Progress has always been made by people who think differently, says space scientist Maggie Aderin-Pocock. Neurodiversity helps us think outside the box, and when we do, the sky's the limit. Writing her memoir, she used an imaginary 'retrospectroscope' to analyse her journey, discovering how dyslexia shaped her thinking, problem-solving, and imagination.
Aderin-Pocock was only formally assessed for dyslexia last year, though she had long suspected it. Looking back, she sees dyslexia was always there: in the child who struggled with words but told great stories, the teenager made to feel 'nice but dim', and the young woman who built her own telescope rather than accept the world as handed to her. Dyslexia is often described only by its difficulties—reading, writing, and processing information remain a slog—but difficulty is not the whole story.
Writing her memoir reminded her how much she was underestimated.
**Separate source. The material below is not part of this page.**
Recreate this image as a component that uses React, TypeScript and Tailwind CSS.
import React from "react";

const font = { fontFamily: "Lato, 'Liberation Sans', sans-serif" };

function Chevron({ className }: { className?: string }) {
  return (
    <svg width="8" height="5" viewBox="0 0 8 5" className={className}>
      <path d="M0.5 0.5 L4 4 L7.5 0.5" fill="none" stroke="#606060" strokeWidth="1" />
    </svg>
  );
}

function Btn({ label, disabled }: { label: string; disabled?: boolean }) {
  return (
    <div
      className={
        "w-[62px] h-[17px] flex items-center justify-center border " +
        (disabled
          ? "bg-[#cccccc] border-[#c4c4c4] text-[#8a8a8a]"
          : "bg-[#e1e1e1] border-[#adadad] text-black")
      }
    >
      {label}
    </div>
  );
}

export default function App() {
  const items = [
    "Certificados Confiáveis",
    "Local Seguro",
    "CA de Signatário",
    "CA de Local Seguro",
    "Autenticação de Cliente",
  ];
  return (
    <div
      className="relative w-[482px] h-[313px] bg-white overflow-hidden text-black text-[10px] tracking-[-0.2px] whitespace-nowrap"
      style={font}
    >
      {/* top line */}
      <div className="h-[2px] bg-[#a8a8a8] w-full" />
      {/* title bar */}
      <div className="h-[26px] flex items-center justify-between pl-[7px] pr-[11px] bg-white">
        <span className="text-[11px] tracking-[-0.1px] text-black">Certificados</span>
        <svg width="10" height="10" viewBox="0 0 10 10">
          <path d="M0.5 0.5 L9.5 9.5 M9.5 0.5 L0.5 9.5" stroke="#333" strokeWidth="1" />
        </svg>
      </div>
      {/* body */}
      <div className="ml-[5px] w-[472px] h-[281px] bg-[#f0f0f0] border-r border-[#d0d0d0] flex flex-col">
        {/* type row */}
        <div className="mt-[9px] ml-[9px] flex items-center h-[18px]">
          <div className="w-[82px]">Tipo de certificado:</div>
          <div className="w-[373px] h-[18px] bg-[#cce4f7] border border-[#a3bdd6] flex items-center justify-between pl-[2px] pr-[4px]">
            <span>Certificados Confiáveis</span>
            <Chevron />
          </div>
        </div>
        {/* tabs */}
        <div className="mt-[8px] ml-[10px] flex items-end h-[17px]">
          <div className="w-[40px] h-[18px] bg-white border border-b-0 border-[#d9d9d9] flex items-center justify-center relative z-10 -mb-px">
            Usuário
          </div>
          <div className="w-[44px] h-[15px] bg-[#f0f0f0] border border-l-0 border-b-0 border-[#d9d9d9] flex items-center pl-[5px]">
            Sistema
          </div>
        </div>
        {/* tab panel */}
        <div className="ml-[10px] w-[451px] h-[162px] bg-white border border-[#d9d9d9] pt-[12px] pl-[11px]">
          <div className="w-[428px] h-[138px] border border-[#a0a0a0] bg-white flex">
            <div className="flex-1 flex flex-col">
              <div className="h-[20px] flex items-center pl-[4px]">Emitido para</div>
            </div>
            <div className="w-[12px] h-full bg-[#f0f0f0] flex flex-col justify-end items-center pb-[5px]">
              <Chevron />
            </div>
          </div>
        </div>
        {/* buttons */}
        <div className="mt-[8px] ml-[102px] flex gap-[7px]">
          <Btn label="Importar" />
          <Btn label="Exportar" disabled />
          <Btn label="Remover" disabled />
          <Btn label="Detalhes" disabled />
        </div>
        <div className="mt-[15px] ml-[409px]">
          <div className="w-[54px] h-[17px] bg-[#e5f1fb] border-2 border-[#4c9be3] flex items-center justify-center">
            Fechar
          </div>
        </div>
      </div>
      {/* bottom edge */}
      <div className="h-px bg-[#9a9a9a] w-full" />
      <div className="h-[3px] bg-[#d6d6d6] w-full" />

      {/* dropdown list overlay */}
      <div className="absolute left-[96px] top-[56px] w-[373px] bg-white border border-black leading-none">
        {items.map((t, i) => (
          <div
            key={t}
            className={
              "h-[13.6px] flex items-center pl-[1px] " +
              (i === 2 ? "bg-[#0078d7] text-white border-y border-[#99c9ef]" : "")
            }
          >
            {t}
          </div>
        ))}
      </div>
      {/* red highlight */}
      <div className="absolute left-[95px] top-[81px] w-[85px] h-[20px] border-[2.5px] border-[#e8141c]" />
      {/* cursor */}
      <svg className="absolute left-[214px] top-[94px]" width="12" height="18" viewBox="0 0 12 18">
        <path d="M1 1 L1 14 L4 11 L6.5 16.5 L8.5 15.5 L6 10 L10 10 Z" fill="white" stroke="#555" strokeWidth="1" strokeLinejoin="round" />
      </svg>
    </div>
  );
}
She attended 13 schools in 12 years amid upheaval and custody battles. At six, she ran away from home in pyjamas and Wombles slippers. At school, she was the girl with safety scissors and glue, stuck on red reading books while classmates progressed. The message she absorbed was that she was lacking. That is the danger of how we talk about dyslexia: children hear what the world thinks it means, sensing lowered expectations before they discover their own brilliance.
Now a space scientist and engineer, Aderin-Pocock meets many children in her science communication work. She tries to instil a 'desire to aspire', wanting them to feel the world is open to their potential. Struggle in one area does not cancel out strength in another. The same child who found school hard escaped into space: The Clangers opened her imagination, Neil Armstrong made her think 'why not me?'. Walking home across Hampstead Heath, she looked up, not down.
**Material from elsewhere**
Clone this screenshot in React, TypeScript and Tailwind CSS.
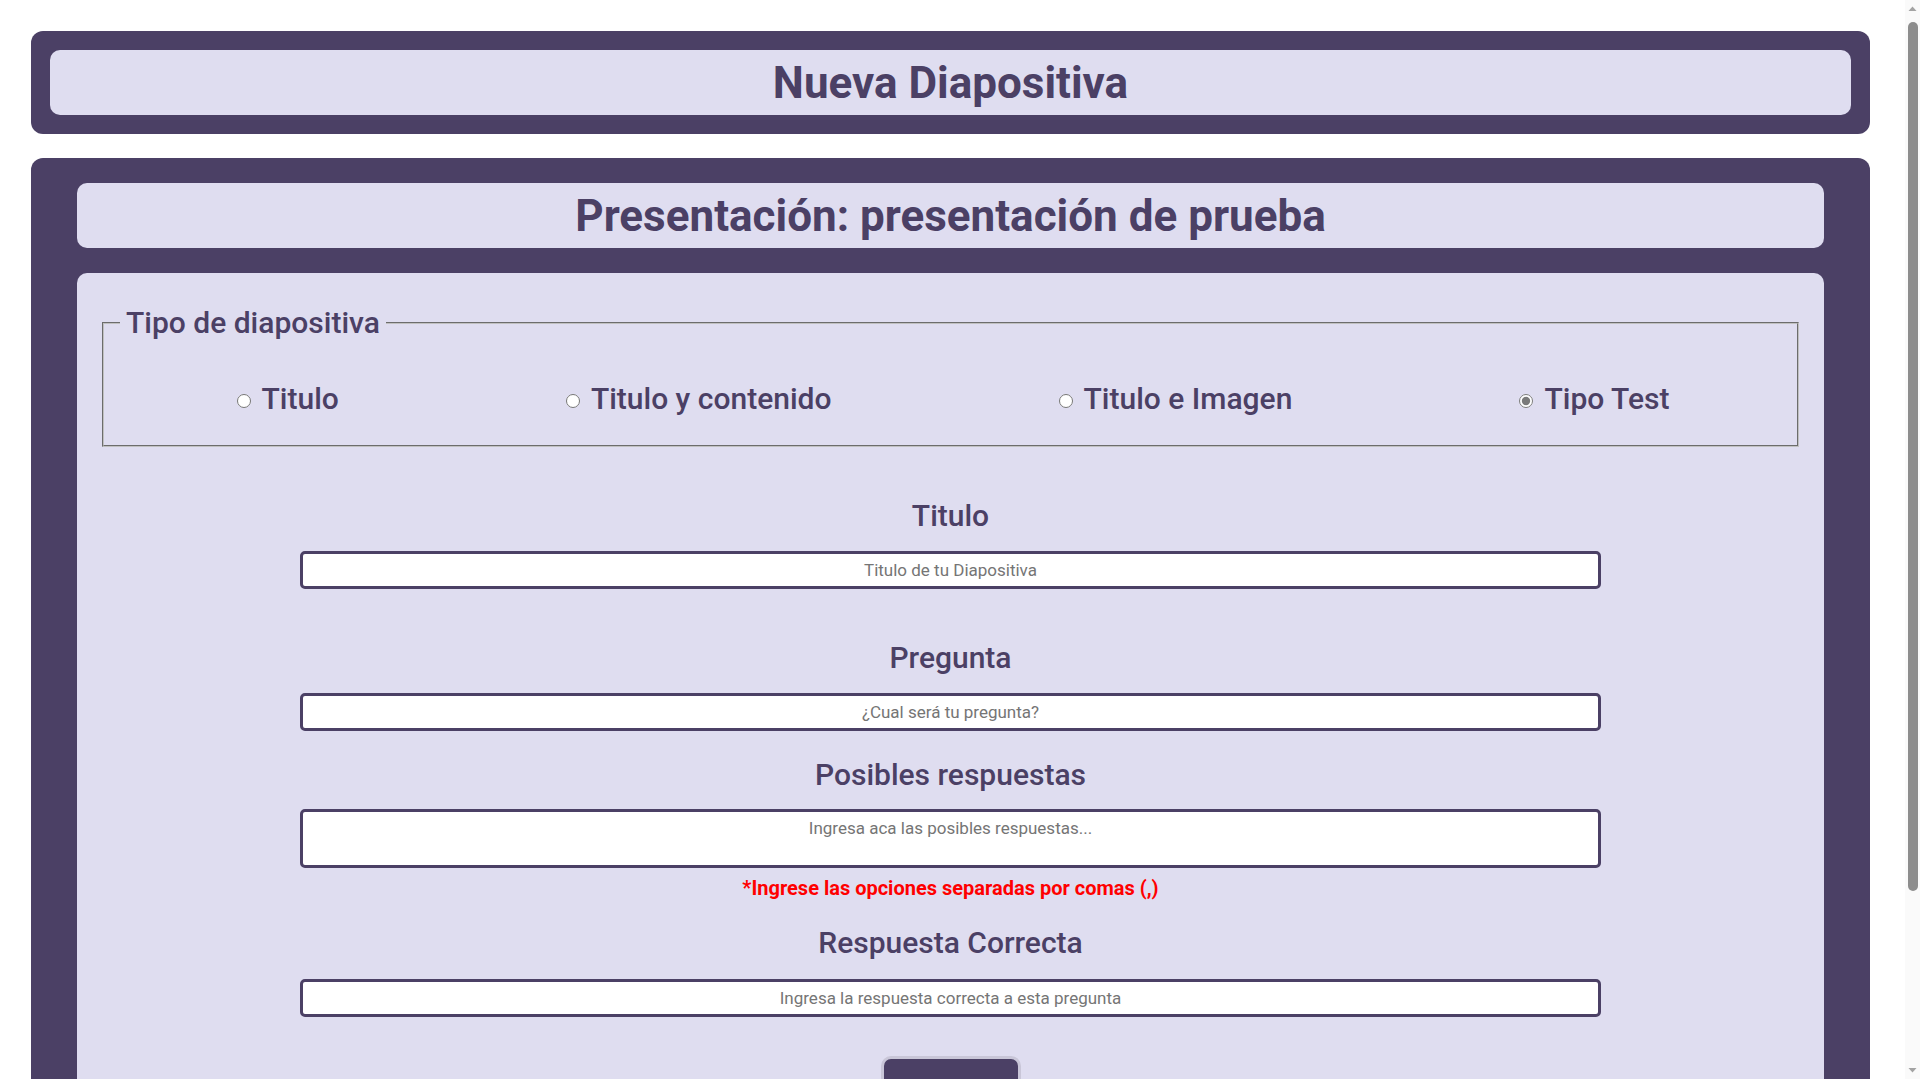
import { useState } from 'react';

const tipos = [
  { id: 'titulo', label: 'Titulo' },
  { id: 'contenido', label: 'Titulo y contenido' },
  { id: 'imagen', label: 'Titulo e Imagen' },
  { id: 'test', label: 'Tipo Test' },
];

function FieldLabel({ children, className = '' }: { children: React.ReactNode; className?: string }) {
  return (
    <label className={`block text-center text-[30px] leading-[35px] font-medium text-[#4b4065] ${className}`}>
      {children}
    </label>
  );
}

// barra de desplazamiento como en la captura
function ScrollBar() {
  return (
    <div className="flex w-[15px] shrink-0 flex-col items-center bg-[#fafafa]">
      <svg width="15" height="17" viewBox="0 0 15 17" className="shrink-0">
        <path d="M3.5 11 L7.5 6.5 L11.5 11 Z" fill="#a3a3a3" />
      </svg>
      <div className="mt-[5px] h-[869px] w-[10px] rounded-full bg-[#8d8d8d]" />
      <div className="flex-1" />
      <svg width="15" height="17" viewBox="0 0 15 17" className="shrink-0">
        <path d="M3.5 6 L7.5 10.5 L11.5 6 Z" fill="#a3a3a3" />
      </svg>
    </div>
  );
}

export default function App() {
  const [tipo, setTipo] = useState('test');

  return (
    <div className="flex h-screen bg-white font-['Roboto','Liberation_Sans',sans-serif] text-[#4b4065]">
      <div className="flex-1 overflow-y-auto [scrollbar-width:none]">
        <div className="pt-[31px] pb-[31px]">
          {/* cabecera */}
          <header className="ml-[31px] mr-[35px] rounded-[12px] bg-[#4b4065] p-[19px]">
            <div className="rounded-[10px] bg-[#dfddf0] pt-[7px] pb-[5px]">
              <h1 className="text-center text-[44px] leading-[53px] font-bold">Nueva Diapositiva</h1>
            </div>
          </header>

          <main className="ml-[31px] mr-[35px] mt-[24px] rounded-[12px] bg-[#4b4065] px-[46px] pt-[25px] pb-[46px]">
            <div className="rounded-[10px] bg-[#dfddf0] pt-[7px] pb-[5px]">
              <h2 className="text-center text-[44px] leading-[53px] font-bold">
                Presentación: presentación de prueba
              </h2>
            </div>

            <form className="mt-[25px] rounded-[10px] bg-[#dfddf0] px-[25px] pt-[32px] pb-[60px]">
              {/* tipo de diapositiva */}
              <fieldset className="border-2 border-[#c0c0c0] [border-style:groove] pl-[19px] pr-[14px] pt-[41px] pb-[29px]">
                <legend className="-ml-[3px] px-[6px] text-[30px] leading-[35px] font-medium">Tipo de diapositiva</legend>
                <div className="flex justify-around">
                  {tipos.map((t) => (
                    <label key={t.id} className="flex items-center gap-[11px] text-[30px] leading-[35px] font-medium cursor-pointer">
                      <input
                        type="radio"
                        name="tipo"
                        checked={tipo === t.id}
                        onChange={() => setTipo(t.id)}
                        className="mt-[5px] h-[14px] w-[14px] accent-[#7a7a7a]"
                      />
                      {t.label}
                    </label>
                  ))}
                </div>
              </fieldset>

              <div className="mx-auto w-[1301px]">
                <FieldLabel className="mt-[51px]">Titulo</FieldLabel>
                <input
                  type="text"
                  placeholder="Titulo de tu Diapositiva"
                  className="mt-[18px] block h-[38px] w-full rounded-[5px] border-[3px] border-[#4b4065] bg-white text-center text-[17px] text-[#333] placeholder:text-[#757575] outline-none"
                />

                <FieldLabel className="mt-[51px]">Pregunta</FieldLabel>
                <input
                  type="text"
                  placeholder="¿Cual será tu pregunta?"
                  className="mt-[18px] block h-[38px] w-full rounded-[5px] border-[3px] border-[#4b4065] bg-white text-center text-[17px] text-[#333] placeholder:text-[#757575] outline-none"
                />

                <FieldLabel className="mt-[26px]">Posibles respuestas</FieldLabel>
                <textarea
                  placeholder="Ingresa aca las posibles respuestas..."
                  className="mt-[17px] block h-[59px] w-full resize-none rounded-[5px] border-[3px] border-[#4b4065] bg-white pt-[6px] text-center text-[17px] leading-[20px] text-[#333] placeholder:text-[#757575] outline-none"
                />
                <p className="mt-[9px] text-center text-[20px] leading-[23px] font-bold text-[#ff0000]">
                  *Ingrese las opciones separadas por comas (,)
                </p>

                <FieldLabel className="mt-[25px]">Respuesta Correcta</FieldLabel>
                <input
                  type="text"
                  placeholder="Ingresa la respuesta correcta a esta pregunta"
                  className="mt-[19px] block h-[38px] w-full rounded-[5px] border-[3px] border-[#4b4065] bg-white text-center text-[17px] text-[#333] placeholder:text-[#757575] outline-none"
                />

                <div className="mt-[39px] flex justify-center">
                  <button
                    type="submit"
                    aria-label="Guardar"
                    className="h-[64px] w-[140px] rounded-[10px] border-[3px] border-[#c9c6d8] bg-[#4b4065]"
                  />
                </div>
              </div>
            </form>
          </main>
        </div>
      </div>
      <ScrollBar />
    </div>
  );
}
Her later diagnosis did not make her dyslexic but explained her brain's workings. The most powerful shift was emotional. She had spoken gloomily of 'suffering' from suspected dyslexia, but encountering the charity Made By Dyslexia made her realise she had the story wrong. The organisation identifies 'dyslexic thinking'—empathy, storytelling, curiosity, lateral thinking, resilience, and love of communicating big ideas. She realised she was not suffering from dyslexia; in many ways, she was gifted with it.